Published on December 18th, 2020 | by Sunit Nandi0
MacDroid – The Better Android File Transfer
The State of Android File Transfer
Transferring files between macOS and Android has been problematic from the very start. It seems that Apple and Google have not really put much thought into seamlessly integrating both the ecosystems together. Hence, the default Android File Transfer Mac app from Google is riddled with several small but annoying bugs. Sometimes it will not detect the Android phone plugged in, sometimes it will hang while transferring a file and sometimes the Android device will disappear from macOS while transferring. File browsing can be slow, and you can transfer only one file at a time (due to the nature of MTP), and multiple transfers will be queued one after the other. There is no integration with Finder, so most of Mac’s nice features like search, multi-tabbed browsing and file preview are missing.
Here Comes MacDroid
Recently I came across MacDroid, and it claimed to “the bridge between Android and macOS”. Curious, I got myself a subscription that costs $19.99 annually for up to 5 devices and downloaded the app from https://www.macdroid.app/downloads/. Upon opening the DMG file, I got this screen.
I moved the app to /Applications as guide by the open DMG window. The app is now on the Launchpad.
Alternatively if you have Homebrew on your Mac, simply type (without quotes) “brew install –cask macdroid” in the terminal to install MacDroid.
Launching the app gives a set of introductory screens where you go next one after the other and finally come to the point where you are asked to activate.
Click “Activate”, enter the activation key and your email and click “OK”. The product will be activated.
Now let’s move on the usage.
Usage and Experience
In the main screen of the application, you will see there is an option to either connect the Android device via MTP or ADB.
When I connected my Google Pixel 4A to my MacBook Pro 13” with a type-C to type-C cable, the phone got detected immediately and was connected in MTP mode.
Clicking on “Show in Finder” in this mode launches a finder window with Pixel 4A listed as one of the drives. Double-clicking the Pixel 4A icon opens the Internal Shared Storage of my phone in my case.
I am able to browse the files and folders within Finder itself. I can open multiple tabs, perform searches, preview files and move photos from Android phone to Mac computer. However, due to the underlying protocol (MTP), at any time one can upload, download or preview only one file. MacDroid works around this limitation by using a file system cache on the MacBook that preloads any reads/writes to/from the Android device. Once files for reading are cached, parallel access to the cache is possible. Similarly, while writing, the parallel writes are written to the cache, after which the files are sequentially updated on the device in the background. MacDroid’s intelligent implementation of caching makes the user’s life a lot easier compared to Google’s Android File Transfer that directly reads and/or updates files on the device, which is prone to delays and stuck UI.

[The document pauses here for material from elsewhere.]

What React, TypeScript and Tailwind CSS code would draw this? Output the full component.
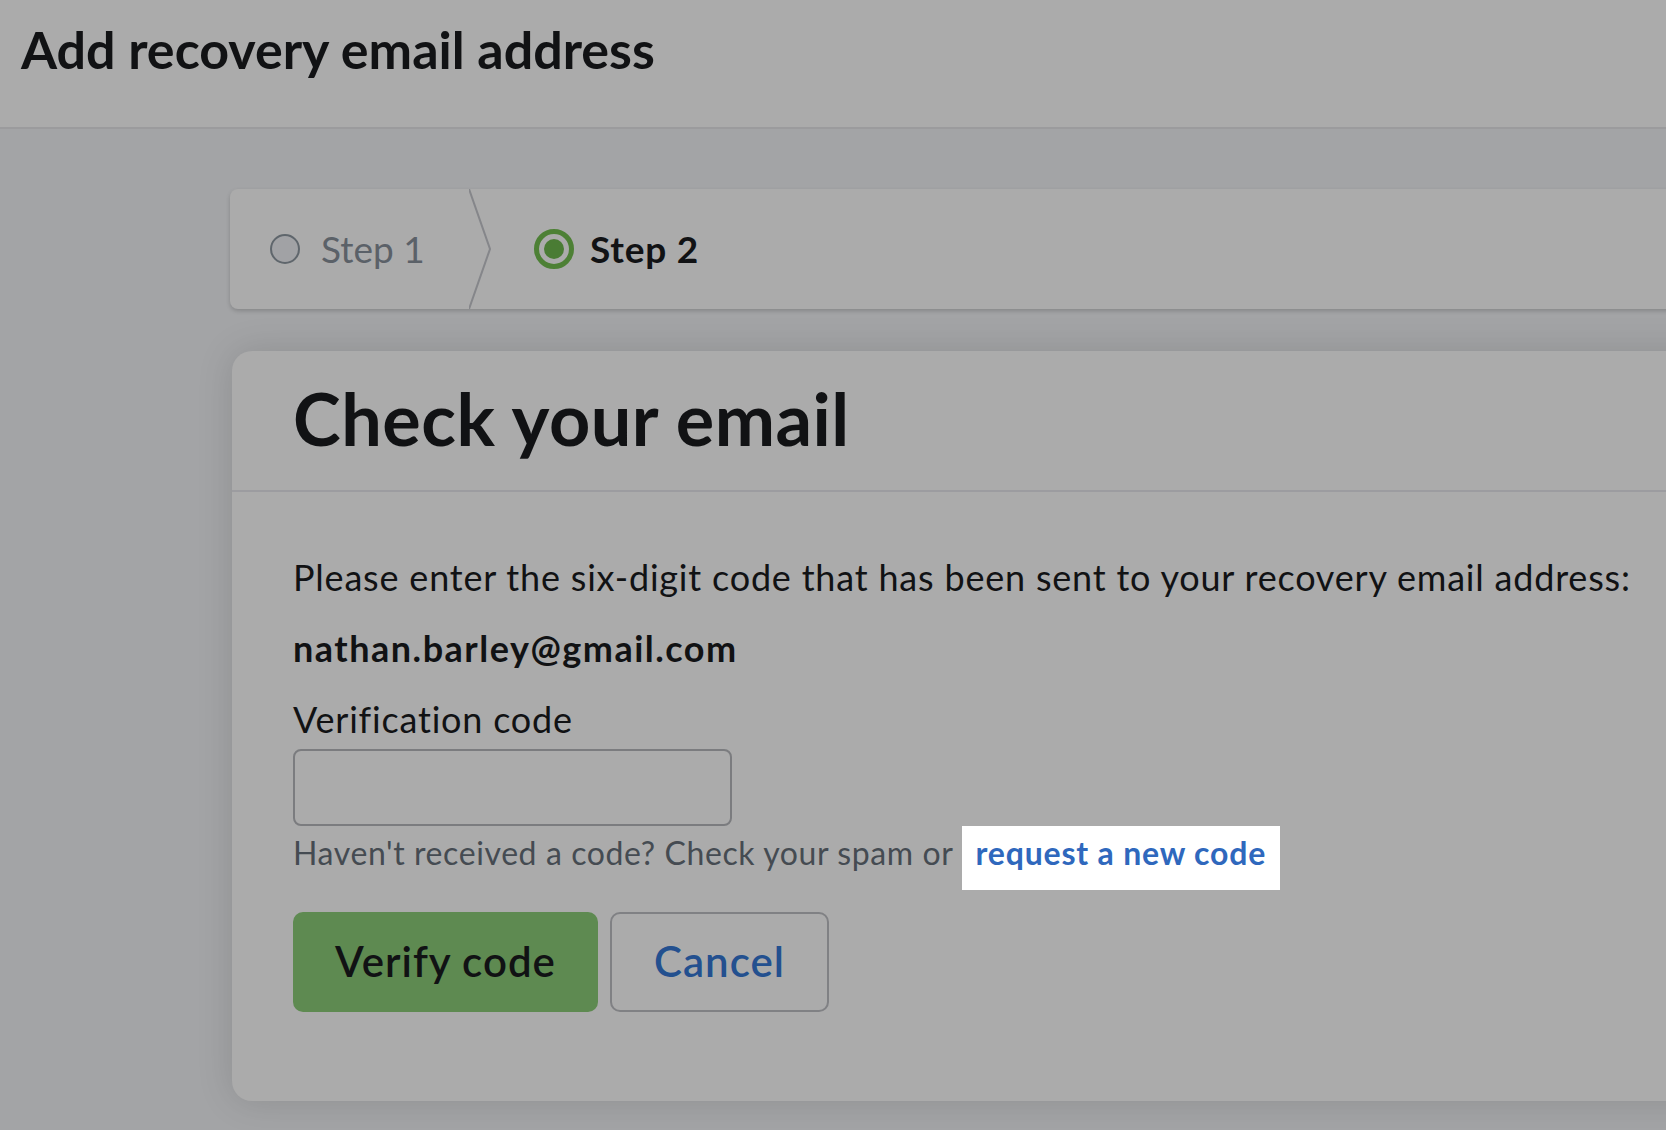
import React from "react";

export default function App() {
  return (
    <div className="min-h-screen w-full overflow-hidden bg-[#a3a4a6] font-['Lato',sans-serif] text-[#111214]">
      {/* Page header */}
      <header className="h-[129px] border-b-2 border-[#9b9b9d] bg-[#ababab] pl-[21px] pt-[18px]">
        <h1 className="text-[52px] font-bold leading-[1.2]">Add recovery email address</h1>
      </header>

      <div className="w-[1900px] pl-[230px]">
        {/* Stepper */}
        <div className="mt-[60px] flex h-[120px] items-stretch rounded-l-[8px] bg-[#ababab] shadow-[0_2px_4px_rgba(0,0,0,0.18)]">
          <div className="flex w-[239px] items-center gap-[21px] pl-[40px]">
            <span className="h-[30px] w-[30px] rounded-full border-2 border-[#5f666c] bg-[#a1a2a5]" />
            <span className="text-[37px] leading-[1.2] text-[#5b6168]">Step 1</span>
          </div>
          <svg width="22" height="120" viewBox="0 0 22 120" className="shrink-0">
            <polyline points="0,0 21,60 0,120" fill="none" stroke="#85868a" strokeWidth="2" />
          </svg>
          <div className="flex items-center gap-[16px] pl-[43px]">
            <span className="flex h-[40px] w-[40px] items-center justify-center rounded-full border-[5px] border-[#4d8035]">
              <span className="h-[20px] w-[20px] rounded-full bg-[#4a7c34]" />
            </span>
            <span className="text-[37px] font-bold leading-[1.2] tracking-[0.8px]">Step 2</span>
          </div>
        </div>

        {/* Card */}
        <div className="ml-[2px] mt-[42px] h-[750px] rounded-l-[20px] bg-[#ababab] shadow-[0_0_36px_rgba(0,0,0,0.13)]">
          <div className="h-[141px] border-b-2 border-[#9c9ca0] pl-[61px] pt-[24px]">
            <h2 className="text-[72px] font-bold leading-[1.2] tracking-[0.5px]">Check your email</h2>
          </div>

          <div className="pl-[61px] pt-[64px]">
            <p className="whitespace-nowrap text-[36px] leading-[1.2] tracking-[0.8px]">
              Please enter the six-digit code that has been sent to your recovery email address:
            </p>
            <p className="mt-[28px] text-[36px] font-bold leading-[1.2] tracking-[1.5px]">nathan.barley@gmail.com</p>

            <label className="mt-[28px] block text-[36px] leading-[1.2] tracking-[0.8px]">Verification code</label>
            <input
              type="text"
              className="mt-[7px] block h-[77px] w-[439px] rounded-[8px] border-2 border-[#7b7c7f] bg-transparent outline-none"
            />

            <div className="flex items-baseline whitespace-nowrap">
              <span className="text-[32px] leading-[1.2] tracking-[0.6px] text-[#454b52]">
                Haven't received a code? Check your spam or
              </span>
              <a className="ml-[8px] inline-block bg-white px-[14px] pb-[18px] pt-[8px] text-[32px] font-bold leading-[1.2] tracking-[0.8px] text-[#2f68bd]">
                request a new code
              </a>
            </div>

            <div className="mt-[22px] flex gap-[12px]">
              <button className="h-[100px] w-[305px] rounded-[10px] bg-[#5e8a51] text-[42px] font-semibold tracking-[1px]">
                Verify code
              </button>
              <button className="h-[100px] w-[219px] rounded-[10px] border-2 border-[#808184] text-[42px] font-semibold tracking-[1px] text-[#23508f]">
                Cancel
              </button>
            </div>
          </div>
        </div>
      </div>
    </div>
  );
}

There is an even faster method to access Android storage using Android Debug Bridge (ADB). To enable this, go to Settings on your Android device, the go to Developer Options. Scroll down till you get the USB Debugging option. Enable it. You will get a warning. Tap ‘Ok’ to allow it.
If your phone is plugged in, you will get a prompt that shows the RSA fingerprint of the computer it is connected to. Checkmark “Always allow from this computer” and then tap “Allow”.

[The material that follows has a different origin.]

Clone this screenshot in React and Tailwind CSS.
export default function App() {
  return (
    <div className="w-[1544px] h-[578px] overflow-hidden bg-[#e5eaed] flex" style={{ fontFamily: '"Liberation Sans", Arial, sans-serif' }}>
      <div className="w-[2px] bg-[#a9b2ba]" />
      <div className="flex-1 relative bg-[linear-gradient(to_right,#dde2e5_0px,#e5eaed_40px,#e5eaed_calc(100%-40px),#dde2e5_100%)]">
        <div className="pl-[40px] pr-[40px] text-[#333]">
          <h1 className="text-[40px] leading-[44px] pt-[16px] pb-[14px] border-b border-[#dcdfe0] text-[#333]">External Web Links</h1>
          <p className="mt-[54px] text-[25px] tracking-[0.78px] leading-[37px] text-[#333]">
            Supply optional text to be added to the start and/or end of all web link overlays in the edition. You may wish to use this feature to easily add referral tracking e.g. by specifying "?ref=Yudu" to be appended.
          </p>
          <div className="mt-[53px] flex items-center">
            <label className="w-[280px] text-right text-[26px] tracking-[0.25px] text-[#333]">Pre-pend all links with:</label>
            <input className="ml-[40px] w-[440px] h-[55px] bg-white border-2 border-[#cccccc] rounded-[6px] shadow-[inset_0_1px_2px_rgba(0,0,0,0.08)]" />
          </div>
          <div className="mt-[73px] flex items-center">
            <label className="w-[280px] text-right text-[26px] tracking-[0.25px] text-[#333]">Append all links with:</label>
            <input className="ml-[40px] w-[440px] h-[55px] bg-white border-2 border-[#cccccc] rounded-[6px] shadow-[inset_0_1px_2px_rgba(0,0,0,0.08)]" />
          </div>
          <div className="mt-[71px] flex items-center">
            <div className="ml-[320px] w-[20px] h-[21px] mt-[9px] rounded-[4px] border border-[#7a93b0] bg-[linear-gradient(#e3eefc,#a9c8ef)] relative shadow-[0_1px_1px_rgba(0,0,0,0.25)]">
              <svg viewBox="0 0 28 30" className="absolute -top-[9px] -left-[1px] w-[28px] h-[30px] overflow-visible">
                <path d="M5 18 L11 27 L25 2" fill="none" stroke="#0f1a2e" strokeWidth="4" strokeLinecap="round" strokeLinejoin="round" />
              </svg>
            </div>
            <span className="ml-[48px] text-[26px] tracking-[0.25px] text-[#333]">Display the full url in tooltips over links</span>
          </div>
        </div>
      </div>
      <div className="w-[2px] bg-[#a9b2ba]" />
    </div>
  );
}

MacDroid now shows that the phone is connected in ADB mode. Some devices, especially Xiaomi and Google devices can be a bit finicky connecting in this mode. For these devices, allow up to a full minute for the device to be mounted.
One can now browse in the same manner as MTP mode, but there are two main differences. In ADB mode, you can browse not only the shared storages, but also private storage folders that contain application data. The overall directory structure is different.
Also, instead of one file being fetched or updated at once from the cache, multiple files are synchronized. After a file is copied into the device, a small icon on the right bottom side of the file icon displays whether the file is currently being synchronized with the device.
When MacDroid is running, the settings and options are available in the macOS menu bar upon clicking the icon. That’s pretty much all you need to configure MacDroid and manage Android devices attached to the Mac.
Here’s a step-by-step video detailing how one can transfer photos from Android to a Mac with MacDroid.
- Extremely simple and straightforward to use
- Conveniently mounts Android file systems for use with Finder
- Uses caching to speed up reads and writes and allow parallel file use in MTP mode
- Optional ADB mode for faster file synchronization
- ADB mode is unreliable and takes time to mount on certain Xiaomi and Google Pixel devices.
Techno FAQ rating: 9.7/10
Overall, MacDroid is super simple and straightforward to use. It does one job and does it extremely well. I am very pleased by it and find it well worth the $19.99 annual subscription fees, considering the convenience and the time saved by not dealing with the bug-riddled Android File Transfer.